Always remember that you can easily lose a good client or customer if you show irritation, displeasure, boredom, or even disdain. Therefore, you must get control of yourself at all times to be a better position to handle any type of a difficult customer.
#3. Listen to their queries
Those who listen to the queries of their difficult customers usually come up with the ultimate option(s) to solve their issues without affecting business activities (sales). As stated earlier, you are advised not to try to talk or argue over with a difficult customer.
You are required to give them humble time to have their say while you listen attentively, even if you know that what they are saying is not correct. During that time, try as much as possible to come up with quick and reasonable solution(s).
#4. Build a stunning rapport through empathy
Ideally, you are supposed to put yourself in the shoes of your difficult customers. As you listen carefully to their issues, you have to take the same opportunity to build a strong rapport with them. Thereafter, you are recommended to respond to their frustrations and show them that you clearly understand their situations and positions. Ideally, if you can ultimately identify yourself with customers’ issues through empathy, they will definitely calm down.
#5. Lower your tone and voice
There are some situations when a difficult customer gets louder when you are trying to sweet talk him/her just because they want to be noticed by other customers. In such a case, you are supposed to speak to him or her more slowly or in a lower tone.

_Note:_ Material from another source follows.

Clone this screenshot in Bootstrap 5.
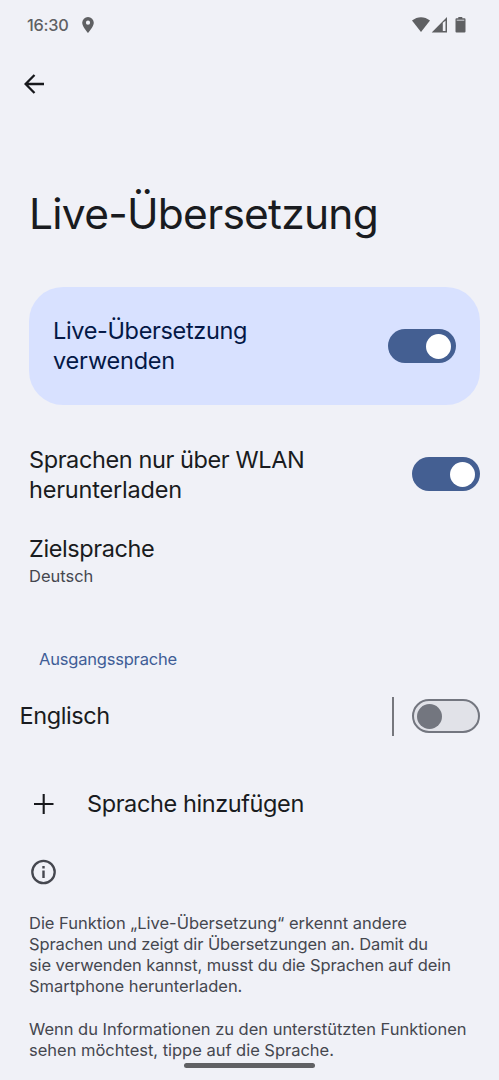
<!DOCTYPE html>
<html lang="de">
<head>
<meta charset="utf-8">
<meta name="viewport" content="width=device-width, initial-scale=1">
<title>Live-Übersetzung</title>
<link href="https://cdn.jsdelivr.net/npm/bootstrap@5.3.0/dist/css/bootstrap.min.css" rel="stylesheet">
<style>
body { background: #f0f1f7; color: #191b20; font-family: Inter, Roboto, sans-serif; }
.screen { width: 499px; height: 1080px; }
svg { display: block; flex: none; }
.statusbar { height: 50px; padding: 0 32px 0 27px; color: #5f6063; font-size: 16.3px; font-weight: 500; letter-spacing: -.2px; }
.statusbar .pin { margin-left: 13px; }
.toolbar { height: 68px; padding-left: 24px; }
.page-title { font-size: 42.5px; line-height: 52px; letter-spacing: -.75px; margin: 70px 0 0 29px; font-weight: 380; }
.item-title { font-size: 23.5px; line-height: 30px; letter-spacing: -.4px; font-weight: 370; }
.item-title .loose { letter-spacing: -.2px; }
.main-switch { margin: 47px 19.500px 0 29px; height: 118px; border-radius: 34px; background: #d8e1ff; color: #041846; padding: 0 24px; }
.main-switch .item-title { letter-spacing: -.35px; }
.toggle { width: 68px; height: 34px; border-radius: 17px; background: #445f92; padding: 0 5px; flex: none; }
.toggle::after { content: ""; width: 25px; height: 25px; border-radius: 50%; background: #fff; }
.toggle.is-off { background: #e1e2e8; border: 2px solid #73767f; padding: 0 3px; }
.toggle.is-off::after { background: #73767f; }
.inset { padding-left: 29px; padding-right: 19.500px; }
.secondary { font-size: 16.5px; line-height: 21.1px; color: #45474f; letter-spacing: -.02px; font-weight: 370; }
.tight { letter-spacing: -.1px; }
.category { padding-left: 39px; color: #405d96; letter-spacing: -.2px; }
.divider { width: 2px; height: 39px; background: #76777d; margin-right: 18px; }
.home-bar { left: 184px; top: 1063px; width: 131px; height: 5px; border-radius: 3px; background: #606164; }
</style>
</head>
<body>
<div class="screen position-relative overflow-hidden">
  <header>
    <div class="statusbar d-flex align-items-center">
      <span>16:30</span>
      <svg class="pin" width="12" height="16" viewBox="0 0 12 16"><path fill="currentColor" fill-rule="evenodd" d="M6 0a5.8 5.8 0 0 0-5.8 5.8C.2 9.800 6 16 6 16s5.800-6.200 5.800-10.200A5.800 5.800 0 0 0 6 0zm0 3.600a2.100 2.100 0 1 1 0 4.200 2.100 2.100 0 0 1 0-4.200z"/></svg>
      <svg class="ms-auto" width="55" height="18" viewBox="0 0 55 18" fill="currentColor">
        <path d="M0 4.500C5.500 0 12.500 0 18 4.500L9 16z"/>
        <path fill-rule="evenodd" d="M35 1v15.500H19.700zM30.800 6.800v8.200h2.700V4.800z"/>
        <path d="M46.300 1h4v1.200h2.200q1 0 1 1v12.300q0 1-1 1h-8q-1 0-1-1V3.200q0-1 1-1h1.800z"/><path fill="#d2d3d8" d="M44.700 3.700h7.600v1h-7.600z"/>
      </svg>
    </div>
    <div class="toolbar d-flex align-items-center">
      <svg width="20" height="20" viewBox="0 0 20 20" fill="none" stroke="#17181c" stroke-width="2.300"><path d="M20 10H2M10.500 1L1.600 10l8.900 9"/></svg>
    </div>
    <h1 class="page-title">Live-Übersetzung</h1>
  </header>
  <main>
    <div class="main-switch d-flex align-items-center justify-content-between">
      <div class="item-title">Live-Übersetzung<br><span class="loose">verwenden</span></div>
      <div class="toggle d-flex align-items-center justify-content-end" role="switch" aria-checked="true"></div>
    </div>
    <div class="inset d-flex align-items-center justify-content-between" style="margin-top:38px">
      <div class="item-title" style="padding-top:2px">Sprachen nur über WLAN<br><span class="loose">herunterladen</span></div>
      <div class="toggle d-flex align-items-center justify-content-end" role="switch" aria-checked="true"></div>
    </div>
    <div class="inset" style="margin-top:29px">
      <div class="item-title">Zielsprache</div>
      <div class="secondary" style="margin-top:2px">Deutsch</div>
    </div>
    <div class="secondary category" style="margin-top:62px">Ausgangssprache</div>
    <div class="inset d-flex align-items-center" style="margin-top:26.400px;padding-left:19.500px">
      <div class="item-title me-auto">Englisch</div>
      <div class="divider"></div>
      <div class="toggle is-off d-flex align-items-center" role="switch" aria-checked="false"></div>
    </div>
    <div class="inset d-flex align-items-center" style="margin-top:53.600px;padding-left:34px">
      <svg width="20" height="20" viewBox="0 0 20 20" stroke="#17181c" stroke-width="2.100"><path d="M0 10h19.500M9.700 0v20"/></svg>
      <div class="item-title" style="margin-left:33px">Sprache hinzufügen</div>
    </div>
    <div class="inset" style="margin-top:40px">
      <svg width="30" height="26" viewBox="0 0 30 26"><circle cx="14.500" cy="13" r="11.200" fill="none" stroke="#45474f" stroke-width="2.300"/><path fill="#45474f" d="M13.300 7h2.400v2.400h-2.400zM13.300 11.500h2.400v7.500h-2.400z"/></svg>
      <p class="secondary mb-0 text-nowrap" style="margin-top:28px">Die Funktion „Live-Übersetzung“ erkennt andere<br><span class="tight">Sprachen und zeigt dir Übersetzungen an. Damit du<br>sie verwenden kannst, musst du die Sprachen auf dein</span><br>Smartphone herunterladen.<br><br>Wenn du Informationen zu den unterstützten Funktionen<br>sehen möchtest, tippe auf die Sprache.</p>
    </div>
  </main>
  <div class="home-bar position-absolute"></div>
</div>
<script src="https://cdn.jsdelivr.net/npm/bootstrap@5.3.0/dist/js/bootstrap.bundle.min.js"></script>
</body>
</html>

Indeed, your calm demeanor will definitely reflect on them, and within a few minutes, they will settle/calm down. Therefore, any salesperson that encounters such a kind of customer should approach the case with a clear mind, calm, and remain unaffected by the client or customer’s volume and/or tone.
#6. Never get upset or angry
There are some situations when customers are so violent, verbally abusive, or keep on swearing that they will never set their foot on your business premise. In such a case, you are advised to take a deep breath and assume as if you did not hear anything abusive. In other words, you are not supposed to get upset and engage in exchange of similar words.
Ideally, responding in any kind will never solve the current problem; instead, it will worsen the situation in the far negative direction. The best solution to deal with such a kind of situation is to remind the customer that you are there to offer them the best help you could- in most cases, this simple statement will always help to defuse the situation.
#7. Do not blame the company or the customer
In most cases, when you are trying to explain the policies of your business that a customer has failed to understand or when you are trying to clarify something that went wrong, you are advised to avoid blaming either the business/company or the customer. It is not ideal to acknowledge that your company/business is to be blamed for something that went wrong. You can easily be sued! Instead, you are required to use an indirect approach by posing simple leading questions.
#8. Try as much as possible to solve difficult-customer’s problems or get someone else who can do it.
Even if the duty of dealing with customers’ problems is not part of your work, never ever reveal that to any customer. As long as you are dealing with the company’s customers, either directly or indirectly, you must have the facts about the entire business so that you can perfectly deal and/or help any customer any time, even without the need for a customer care representative.
Ideally, before you offer the best solution to a difficult customer, you are required to ask him/her how he/she would like the issue to be resolved. Thereafter, offer him/her some of the best possible choices. Otherwise, if you find that you can’t be in a position to help/resolve some of the customer’s issues, you can confidently refer them to someone who is calmer, who knows more, or someone who has more authority and powers (like the manager) in dealing with such issues.
Conclusion
The ultimate goal of the above options is to instill trust among your customers, retain them, and convert those who had negative notions towards your business so that as the business-day ends, you will have gotten more customers and of course more profits and revenues to meet your set goals and business objectives. If you apply any or all of the above options to the latter, the question of how to deal with difficult customers will be a thing of the past.